Assim, o marco legal das startups poderia atentar para mais questões, como, por exemplo: uma figura empresarial própria e específica para o modelo de negócio, que leve em conta o risco e o alto volume de investimento inicial; um regime de licitações específico para o fomento à pesquisa e aproximação com universidades; um regime anticorrupção e antilavagem de capitais; e regras aprimoradas para patentes e proteção da propriedade intelectual.

 

SOBRE A OPERAÇÃO NO COMPLEXO DE FAVELAS DO ALEMÃO REALIZADA EM 28/10/2025

 Apesar de esse fato fugir ao escopo da presente coluna, focada em temáticas vinculadas ao direito penal econômico, é impossível não criticar os assassinatos cometidos no dia 28/10/2025, em uma violenta operação realizada no Complexo de Favelas do Alemão, situado no Rio de Janeiro.5

Hannah Arendt afirmou que onde há o exercício da violência há ausência de Estado.
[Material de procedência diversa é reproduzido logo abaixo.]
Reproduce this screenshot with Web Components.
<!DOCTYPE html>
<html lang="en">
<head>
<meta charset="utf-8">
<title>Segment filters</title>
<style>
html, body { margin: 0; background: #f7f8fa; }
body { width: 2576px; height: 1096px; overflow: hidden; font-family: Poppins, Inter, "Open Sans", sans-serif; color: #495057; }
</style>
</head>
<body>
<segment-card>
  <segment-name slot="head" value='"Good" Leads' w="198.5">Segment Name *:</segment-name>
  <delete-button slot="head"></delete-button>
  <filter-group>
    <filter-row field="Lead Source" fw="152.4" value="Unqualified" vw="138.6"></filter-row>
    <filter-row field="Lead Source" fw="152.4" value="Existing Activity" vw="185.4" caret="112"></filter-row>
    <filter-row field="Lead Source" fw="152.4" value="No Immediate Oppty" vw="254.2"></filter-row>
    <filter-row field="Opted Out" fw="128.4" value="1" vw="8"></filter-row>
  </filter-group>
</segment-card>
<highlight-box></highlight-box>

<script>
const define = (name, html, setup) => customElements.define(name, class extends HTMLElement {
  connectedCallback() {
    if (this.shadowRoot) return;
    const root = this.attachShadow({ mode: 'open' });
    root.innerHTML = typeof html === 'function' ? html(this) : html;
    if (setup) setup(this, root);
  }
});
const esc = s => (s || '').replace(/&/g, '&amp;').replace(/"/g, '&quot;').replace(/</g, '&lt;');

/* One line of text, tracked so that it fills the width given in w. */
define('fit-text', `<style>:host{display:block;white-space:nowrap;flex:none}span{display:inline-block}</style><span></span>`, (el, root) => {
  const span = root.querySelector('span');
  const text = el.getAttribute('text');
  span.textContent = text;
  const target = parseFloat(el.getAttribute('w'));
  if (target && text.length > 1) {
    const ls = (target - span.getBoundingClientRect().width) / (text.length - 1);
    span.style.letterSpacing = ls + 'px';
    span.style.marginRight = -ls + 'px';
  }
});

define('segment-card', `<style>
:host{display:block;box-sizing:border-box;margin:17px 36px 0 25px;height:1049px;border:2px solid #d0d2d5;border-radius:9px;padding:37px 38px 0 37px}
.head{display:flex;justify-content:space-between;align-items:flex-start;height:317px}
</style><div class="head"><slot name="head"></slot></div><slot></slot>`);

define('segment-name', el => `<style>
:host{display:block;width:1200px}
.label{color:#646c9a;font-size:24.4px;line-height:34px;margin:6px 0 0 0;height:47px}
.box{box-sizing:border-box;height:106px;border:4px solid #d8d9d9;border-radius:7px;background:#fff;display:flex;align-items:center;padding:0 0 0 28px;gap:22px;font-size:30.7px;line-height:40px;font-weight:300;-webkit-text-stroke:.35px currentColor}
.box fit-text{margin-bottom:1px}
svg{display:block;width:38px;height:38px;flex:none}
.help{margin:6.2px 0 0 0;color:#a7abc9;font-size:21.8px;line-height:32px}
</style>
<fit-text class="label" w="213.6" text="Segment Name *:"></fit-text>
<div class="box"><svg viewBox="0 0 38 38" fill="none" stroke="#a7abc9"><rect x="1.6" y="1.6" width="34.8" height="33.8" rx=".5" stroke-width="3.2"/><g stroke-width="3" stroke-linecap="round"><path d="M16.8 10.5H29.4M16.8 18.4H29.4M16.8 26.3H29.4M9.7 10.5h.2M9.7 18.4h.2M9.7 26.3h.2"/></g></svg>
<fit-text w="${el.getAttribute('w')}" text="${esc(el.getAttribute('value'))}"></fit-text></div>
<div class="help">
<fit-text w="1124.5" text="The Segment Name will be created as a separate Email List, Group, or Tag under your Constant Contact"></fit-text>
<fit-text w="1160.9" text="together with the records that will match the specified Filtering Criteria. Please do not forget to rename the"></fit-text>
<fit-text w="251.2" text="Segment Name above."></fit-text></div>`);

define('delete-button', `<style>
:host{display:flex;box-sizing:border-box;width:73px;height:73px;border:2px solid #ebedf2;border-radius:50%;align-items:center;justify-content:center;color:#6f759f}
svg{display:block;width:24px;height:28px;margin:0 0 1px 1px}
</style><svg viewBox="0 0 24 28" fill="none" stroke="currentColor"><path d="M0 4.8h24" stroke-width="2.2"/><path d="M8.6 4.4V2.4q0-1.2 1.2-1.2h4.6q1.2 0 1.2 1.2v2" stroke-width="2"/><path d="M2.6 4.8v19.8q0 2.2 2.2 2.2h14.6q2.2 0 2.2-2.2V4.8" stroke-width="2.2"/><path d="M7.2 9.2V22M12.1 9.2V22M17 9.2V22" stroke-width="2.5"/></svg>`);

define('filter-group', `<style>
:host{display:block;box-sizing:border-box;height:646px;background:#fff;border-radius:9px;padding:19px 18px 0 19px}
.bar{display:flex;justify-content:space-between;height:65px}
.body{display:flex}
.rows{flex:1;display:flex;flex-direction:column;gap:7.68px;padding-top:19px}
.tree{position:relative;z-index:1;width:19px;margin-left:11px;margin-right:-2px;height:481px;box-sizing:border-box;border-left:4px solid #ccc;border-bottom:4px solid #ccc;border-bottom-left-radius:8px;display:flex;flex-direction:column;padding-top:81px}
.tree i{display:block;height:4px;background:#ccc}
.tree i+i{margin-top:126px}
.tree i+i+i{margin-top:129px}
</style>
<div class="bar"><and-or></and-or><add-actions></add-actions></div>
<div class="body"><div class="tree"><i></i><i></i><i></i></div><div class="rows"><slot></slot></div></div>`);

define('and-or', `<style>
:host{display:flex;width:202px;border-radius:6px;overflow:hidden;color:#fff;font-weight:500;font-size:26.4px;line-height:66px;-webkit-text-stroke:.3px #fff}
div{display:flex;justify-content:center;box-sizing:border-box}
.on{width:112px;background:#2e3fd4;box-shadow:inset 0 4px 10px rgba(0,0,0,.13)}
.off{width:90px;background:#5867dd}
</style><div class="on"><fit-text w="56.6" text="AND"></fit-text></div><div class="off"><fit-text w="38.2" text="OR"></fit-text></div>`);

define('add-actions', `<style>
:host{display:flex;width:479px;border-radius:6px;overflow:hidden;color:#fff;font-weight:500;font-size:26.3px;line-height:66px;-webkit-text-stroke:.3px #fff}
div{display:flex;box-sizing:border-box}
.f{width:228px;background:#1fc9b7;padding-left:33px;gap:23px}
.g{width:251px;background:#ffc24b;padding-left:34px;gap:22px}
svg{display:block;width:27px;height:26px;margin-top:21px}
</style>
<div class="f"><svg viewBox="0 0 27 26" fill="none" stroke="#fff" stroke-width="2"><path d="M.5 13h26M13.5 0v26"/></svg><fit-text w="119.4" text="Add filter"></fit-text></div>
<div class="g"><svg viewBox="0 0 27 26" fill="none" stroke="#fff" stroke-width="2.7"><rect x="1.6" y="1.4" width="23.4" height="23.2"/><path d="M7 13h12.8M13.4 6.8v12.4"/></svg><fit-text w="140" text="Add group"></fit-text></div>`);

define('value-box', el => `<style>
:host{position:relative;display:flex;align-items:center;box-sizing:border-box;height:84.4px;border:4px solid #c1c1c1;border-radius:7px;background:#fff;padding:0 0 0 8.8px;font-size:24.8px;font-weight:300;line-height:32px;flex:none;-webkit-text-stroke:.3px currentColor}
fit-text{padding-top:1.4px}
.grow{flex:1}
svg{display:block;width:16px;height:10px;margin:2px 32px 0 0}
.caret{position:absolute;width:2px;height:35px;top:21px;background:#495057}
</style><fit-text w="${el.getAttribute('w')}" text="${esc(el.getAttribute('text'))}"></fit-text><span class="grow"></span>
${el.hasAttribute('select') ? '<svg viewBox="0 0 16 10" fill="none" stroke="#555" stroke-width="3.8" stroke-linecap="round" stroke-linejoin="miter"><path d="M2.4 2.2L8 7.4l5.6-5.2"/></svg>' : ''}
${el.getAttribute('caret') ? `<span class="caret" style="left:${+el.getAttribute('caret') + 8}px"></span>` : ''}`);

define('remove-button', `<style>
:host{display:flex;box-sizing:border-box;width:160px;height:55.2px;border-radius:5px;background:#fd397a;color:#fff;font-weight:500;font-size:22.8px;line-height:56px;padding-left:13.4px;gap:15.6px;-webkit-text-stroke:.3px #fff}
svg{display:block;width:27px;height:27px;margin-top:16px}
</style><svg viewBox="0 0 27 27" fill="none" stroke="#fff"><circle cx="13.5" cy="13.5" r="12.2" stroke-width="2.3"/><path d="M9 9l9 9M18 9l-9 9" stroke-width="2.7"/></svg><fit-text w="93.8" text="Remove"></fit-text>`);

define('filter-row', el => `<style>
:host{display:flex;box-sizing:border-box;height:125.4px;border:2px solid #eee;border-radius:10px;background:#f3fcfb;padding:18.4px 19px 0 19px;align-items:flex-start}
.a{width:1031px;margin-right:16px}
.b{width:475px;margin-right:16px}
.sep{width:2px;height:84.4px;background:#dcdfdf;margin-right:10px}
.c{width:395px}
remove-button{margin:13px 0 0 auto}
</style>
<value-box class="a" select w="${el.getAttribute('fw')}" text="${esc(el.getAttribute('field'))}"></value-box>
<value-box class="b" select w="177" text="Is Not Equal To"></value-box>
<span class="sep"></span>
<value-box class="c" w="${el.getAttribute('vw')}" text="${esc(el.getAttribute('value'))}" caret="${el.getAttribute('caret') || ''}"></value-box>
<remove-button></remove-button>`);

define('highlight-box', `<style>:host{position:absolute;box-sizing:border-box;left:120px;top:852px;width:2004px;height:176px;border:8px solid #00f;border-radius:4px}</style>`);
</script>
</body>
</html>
Assim, a violência não é demonstração de força estatal, mas de pura fraqueza — fraqueza em solucionar os problemas reais, como acesso à saúde, educação, saneamento básico, moradia e outros direitos fundamentais; fraqueza em resolver conflitos por meio do diálogo e da diplomacia.
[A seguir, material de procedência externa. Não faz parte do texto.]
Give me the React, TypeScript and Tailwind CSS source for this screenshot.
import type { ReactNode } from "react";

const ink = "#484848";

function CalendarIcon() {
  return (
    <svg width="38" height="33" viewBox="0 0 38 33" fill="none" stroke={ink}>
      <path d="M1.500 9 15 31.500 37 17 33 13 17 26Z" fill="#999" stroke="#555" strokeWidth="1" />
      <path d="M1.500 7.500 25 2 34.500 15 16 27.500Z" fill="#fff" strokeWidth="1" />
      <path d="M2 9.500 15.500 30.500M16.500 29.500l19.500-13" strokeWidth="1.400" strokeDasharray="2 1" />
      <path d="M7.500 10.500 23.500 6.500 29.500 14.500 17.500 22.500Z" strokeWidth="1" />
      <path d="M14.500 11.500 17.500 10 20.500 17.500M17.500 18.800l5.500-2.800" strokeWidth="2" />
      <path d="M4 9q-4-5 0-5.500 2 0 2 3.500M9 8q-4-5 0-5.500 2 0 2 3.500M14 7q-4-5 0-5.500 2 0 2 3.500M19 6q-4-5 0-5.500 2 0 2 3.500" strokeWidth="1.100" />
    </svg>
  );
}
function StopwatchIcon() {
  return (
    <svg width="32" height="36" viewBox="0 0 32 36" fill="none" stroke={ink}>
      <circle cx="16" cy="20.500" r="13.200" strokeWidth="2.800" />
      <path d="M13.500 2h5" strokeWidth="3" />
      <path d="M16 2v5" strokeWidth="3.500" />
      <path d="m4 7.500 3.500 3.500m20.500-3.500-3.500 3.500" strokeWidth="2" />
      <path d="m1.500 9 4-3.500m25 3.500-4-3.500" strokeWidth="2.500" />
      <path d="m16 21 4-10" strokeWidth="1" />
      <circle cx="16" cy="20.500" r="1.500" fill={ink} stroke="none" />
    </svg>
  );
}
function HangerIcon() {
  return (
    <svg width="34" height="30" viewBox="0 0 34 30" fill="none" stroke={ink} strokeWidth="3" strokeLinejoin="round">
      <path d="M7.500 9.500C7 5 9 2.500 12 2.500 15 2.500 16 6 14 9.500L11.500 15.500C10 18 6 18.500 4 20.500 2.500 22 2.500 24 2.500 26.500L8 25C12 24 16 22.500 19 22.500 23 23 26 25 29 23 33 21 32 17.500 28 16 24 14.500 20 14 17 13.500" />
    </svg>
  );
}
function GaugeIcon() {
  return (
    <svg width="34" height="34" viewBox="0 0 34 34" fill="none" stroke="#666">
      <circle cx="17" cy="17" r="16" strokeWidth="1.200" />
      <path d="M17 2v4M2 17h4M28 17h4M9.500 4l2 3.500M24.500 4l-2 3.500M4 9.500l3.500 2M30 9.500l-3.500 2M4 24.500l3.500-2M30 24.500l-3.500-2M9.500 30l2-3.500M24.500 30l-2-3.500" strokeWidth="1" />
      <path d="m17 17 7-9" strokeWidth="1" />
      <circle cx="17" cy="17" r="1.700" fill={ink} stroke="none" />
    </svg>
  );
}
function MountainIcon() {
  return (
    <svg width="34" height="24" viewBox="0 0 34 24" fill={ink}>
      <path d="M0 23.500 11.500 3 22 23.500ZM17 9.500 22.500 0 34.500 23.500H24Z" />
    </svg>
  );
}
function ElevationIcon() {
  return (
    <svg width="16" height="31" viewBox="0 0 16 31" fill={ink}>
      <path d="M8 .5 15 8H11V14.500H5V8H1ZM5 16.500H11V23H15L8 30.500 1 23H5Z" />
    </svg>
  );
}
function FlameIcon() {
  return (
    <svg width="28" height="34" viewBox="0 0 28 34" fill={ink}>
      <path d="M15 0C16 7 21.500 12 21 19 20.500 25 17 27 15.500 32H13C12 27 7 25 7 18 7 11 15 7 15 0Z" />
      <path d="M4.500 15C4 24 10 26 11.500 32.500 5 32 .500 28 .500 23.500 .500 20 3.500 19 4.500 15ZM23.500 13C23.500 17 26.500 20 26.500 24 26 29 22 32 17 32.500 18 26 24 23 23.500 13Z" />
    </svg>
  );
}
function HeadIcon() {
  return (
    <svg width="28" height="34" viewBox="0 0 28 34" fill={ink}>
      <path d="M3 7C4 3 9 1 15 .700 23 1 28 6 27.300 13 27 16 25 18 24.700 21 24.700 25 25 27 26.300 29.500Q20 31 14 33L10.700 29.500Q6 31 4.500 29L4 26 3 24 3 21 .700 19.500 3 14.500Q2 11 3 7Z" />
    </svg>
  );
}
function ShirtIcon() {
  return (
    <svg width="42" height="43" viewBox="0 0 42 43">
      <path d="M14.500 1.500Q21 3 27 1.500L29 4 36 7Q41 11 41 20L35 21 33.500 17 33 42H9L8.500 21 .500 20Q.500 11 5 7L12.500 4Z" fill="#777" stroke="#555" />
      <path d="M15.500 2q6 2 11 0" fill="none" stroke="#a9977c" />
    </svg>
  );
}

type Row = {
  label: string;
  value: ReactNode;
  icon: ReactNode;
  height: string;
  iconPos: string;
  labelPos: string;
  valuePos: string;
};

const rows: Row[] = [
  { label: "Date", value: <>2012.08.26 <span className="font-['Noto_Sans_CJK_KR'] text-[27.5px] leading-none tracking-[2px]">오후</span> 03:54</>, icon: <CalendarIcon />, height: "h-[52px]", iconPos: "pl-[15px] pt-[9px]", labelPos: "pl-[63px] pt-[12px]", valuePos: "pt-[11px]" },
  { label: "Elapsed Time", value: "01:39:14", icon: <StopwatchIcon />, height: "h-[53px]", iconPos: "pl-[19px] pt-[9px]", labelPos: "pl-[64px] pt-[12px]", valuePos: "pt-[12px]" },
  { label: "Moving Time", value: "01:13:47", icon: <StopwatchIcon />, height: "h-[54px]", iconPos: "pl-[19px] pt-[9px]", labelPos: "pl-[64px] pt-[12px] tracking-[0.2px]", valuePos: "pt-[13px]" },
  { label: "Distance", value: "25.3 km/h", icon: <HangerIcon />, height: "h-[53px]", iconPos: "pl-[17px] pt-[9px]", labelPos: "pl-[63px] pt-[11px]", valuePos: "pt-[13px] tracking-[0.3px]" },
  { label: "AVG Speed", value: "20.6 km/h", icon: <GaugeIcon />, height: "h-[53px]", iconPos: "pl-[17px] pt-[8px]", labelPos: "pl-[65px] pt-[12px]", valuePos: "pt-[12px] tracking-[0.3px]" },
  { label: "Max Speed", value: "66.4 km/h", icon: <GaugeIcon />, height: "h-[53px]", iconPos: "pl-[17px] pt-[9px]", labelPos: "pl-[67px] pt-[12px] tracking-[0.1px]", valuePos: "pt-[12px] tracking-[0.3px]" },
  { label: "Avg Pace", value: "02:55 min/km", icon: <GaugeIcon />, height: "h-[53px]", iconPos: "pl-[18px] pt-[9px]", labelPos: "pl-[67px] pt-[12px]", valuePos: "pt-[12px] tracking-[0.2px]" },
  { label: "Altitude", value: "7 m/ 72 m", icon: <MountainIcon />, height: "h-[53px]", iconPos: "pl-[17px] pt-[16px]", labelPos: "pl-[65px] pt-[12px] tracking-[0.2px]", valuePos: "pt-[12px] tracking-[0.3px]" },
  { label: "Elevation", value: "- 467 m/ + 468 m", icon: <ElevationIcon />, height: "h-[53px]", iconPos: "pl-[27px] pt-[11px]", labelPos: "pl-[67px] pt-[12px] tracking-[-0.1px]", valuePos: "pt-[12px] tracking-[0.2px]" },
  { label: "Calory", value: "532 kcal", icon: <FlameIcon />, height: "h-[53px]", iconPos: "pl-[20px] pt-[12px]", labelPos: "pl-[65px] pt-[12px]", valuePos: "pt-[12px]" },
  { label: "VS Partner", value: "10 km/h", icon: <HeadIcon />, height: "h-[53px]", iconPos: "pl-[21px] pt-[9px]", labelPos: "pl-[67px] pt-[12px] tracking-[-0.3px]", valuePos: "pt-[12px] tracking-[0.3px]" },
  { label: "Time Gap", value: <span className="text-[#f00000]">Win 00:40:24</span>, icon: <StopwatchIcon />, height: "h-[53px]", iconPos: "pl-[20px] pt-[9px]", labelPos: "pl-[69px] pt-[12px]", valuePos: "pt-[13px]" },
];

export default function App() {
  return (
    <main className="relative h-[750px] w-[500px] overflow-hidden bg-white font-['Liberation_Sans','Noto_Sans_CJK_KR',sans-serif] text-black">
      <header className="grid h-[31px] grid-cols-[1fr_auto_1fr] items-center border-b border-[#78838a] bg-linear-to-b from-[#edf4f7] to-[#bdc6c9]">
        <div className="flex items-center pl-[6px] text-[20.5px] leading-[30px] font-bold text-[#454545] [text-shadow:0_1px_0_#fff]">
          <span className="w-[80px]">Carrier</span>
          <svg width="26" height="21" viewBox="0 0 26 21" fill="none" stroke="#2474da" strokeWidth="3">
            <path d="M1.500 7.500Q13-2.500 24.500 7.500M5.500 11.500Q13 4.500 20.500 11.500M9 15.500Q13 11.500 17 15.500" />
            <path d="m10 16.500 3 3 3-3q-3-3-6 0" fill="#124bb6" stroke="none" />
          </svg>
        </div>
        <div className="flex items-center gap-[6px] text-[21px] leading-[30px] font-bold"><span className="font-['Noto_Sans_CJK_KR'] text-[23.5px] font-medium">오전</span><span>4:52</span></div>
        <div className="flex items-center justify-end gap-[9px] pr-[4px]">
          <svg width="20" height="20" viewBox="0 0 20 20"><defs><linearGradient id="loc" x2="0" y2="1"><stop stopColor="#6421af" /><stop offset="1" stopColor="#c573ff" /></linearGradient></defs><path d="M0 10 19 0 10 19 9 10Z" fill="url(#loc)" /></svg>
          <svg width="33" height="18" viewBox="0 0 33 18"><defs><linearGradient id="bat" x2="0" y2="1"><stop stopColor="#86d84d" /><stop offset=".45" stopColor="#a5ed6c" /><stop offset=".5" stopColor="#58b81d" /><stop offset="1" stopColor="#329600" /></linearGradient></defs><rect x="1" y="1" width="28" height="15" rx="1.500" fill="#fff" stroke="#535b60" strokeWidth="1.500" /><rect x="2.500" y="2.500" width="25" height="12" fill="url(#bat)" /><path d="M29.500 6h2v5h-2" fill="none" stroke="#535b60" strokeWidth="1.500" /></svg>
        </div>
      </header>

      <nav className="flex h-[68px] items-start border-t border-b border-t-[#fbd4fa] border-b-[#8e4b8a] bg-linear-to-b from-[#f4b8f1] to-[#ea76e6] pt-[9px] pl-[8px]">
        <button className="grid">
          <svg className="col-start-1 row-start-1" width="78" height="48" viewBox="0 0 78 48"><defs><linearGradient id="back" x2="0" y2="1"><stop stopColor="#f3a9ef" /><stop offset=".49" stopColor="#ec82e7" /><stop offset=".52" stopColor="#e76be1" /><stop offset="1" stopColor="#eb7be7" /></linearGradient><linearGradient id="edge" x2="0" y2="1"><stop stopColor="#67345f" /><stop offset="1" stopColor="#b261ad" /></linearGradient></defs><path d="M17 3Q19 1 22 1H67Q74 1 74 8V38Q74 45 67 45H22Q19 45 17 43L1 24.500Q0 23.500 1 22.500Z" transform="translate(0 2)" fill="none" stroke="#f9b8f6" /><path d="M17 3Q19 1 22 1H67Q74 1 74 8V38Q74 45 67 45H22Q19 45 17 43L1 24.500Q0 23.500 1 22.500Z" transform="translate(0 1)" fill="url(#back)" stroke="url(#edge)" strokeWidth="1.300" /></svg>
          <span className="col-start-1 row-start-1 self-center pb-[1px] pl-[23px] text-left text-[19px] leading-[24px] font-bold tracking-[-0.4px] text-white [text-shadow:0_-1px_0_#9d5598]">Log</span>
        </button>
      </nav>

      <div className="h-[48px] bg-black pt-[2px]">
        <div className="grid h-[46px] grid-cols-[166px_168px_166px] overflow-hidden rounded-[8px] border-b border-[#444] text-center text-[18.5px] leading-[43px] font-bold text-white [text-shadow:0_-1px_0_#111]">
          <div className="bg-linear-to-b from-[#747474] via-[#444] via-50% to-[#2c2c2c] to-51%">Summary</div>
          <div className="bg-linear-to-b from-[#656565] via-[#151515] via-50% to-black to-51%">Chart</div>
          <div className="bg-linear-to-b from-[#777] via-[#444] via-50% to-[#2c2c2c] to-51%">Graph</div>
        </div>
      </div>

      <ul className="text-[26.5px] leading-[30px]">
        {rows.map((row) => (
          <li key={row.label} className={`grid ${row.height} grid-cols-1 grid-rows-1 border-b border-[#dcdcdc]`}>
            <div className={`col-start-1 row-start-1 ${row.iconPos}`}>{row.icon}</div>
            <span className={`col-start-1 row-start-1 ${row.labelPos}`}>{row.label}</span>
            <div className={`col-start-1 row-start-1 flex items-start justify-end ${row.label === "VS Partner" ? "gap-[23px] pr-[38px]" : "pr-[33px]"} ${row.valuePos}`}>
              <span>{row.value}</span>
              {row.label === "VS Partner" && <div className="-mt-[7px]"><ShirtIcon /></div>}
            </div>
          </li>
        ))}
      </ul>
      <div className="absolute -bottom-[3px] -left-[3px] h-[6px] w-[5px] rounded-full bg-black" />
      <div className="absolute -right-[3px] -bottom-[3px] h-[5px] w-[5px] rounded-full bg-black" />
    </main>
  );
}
Quando o Estado apela para operações violentas a fim de combater o crime, ele não demonstra força, mas fraqueza. Quando a Rússia invadiu a Ucrânia, não demonstrou força, mas fraqueza. Os exemplos se espalham mundo afora.

Portanto, a operação que resultou em 121 mortes é uma vergonha para o Estado brasileiro — uma verdadeira necropolítica. Isso não significa que não existam problemas reais na periferia carioca e em outras metrópoles do Brasil, mas não é tolerável comemorar a morte de pessoas ou dizer que a operação foi um sucesso. Isso é inadmissível. Celebrar mortes nos torna menos humanos, apenas isso.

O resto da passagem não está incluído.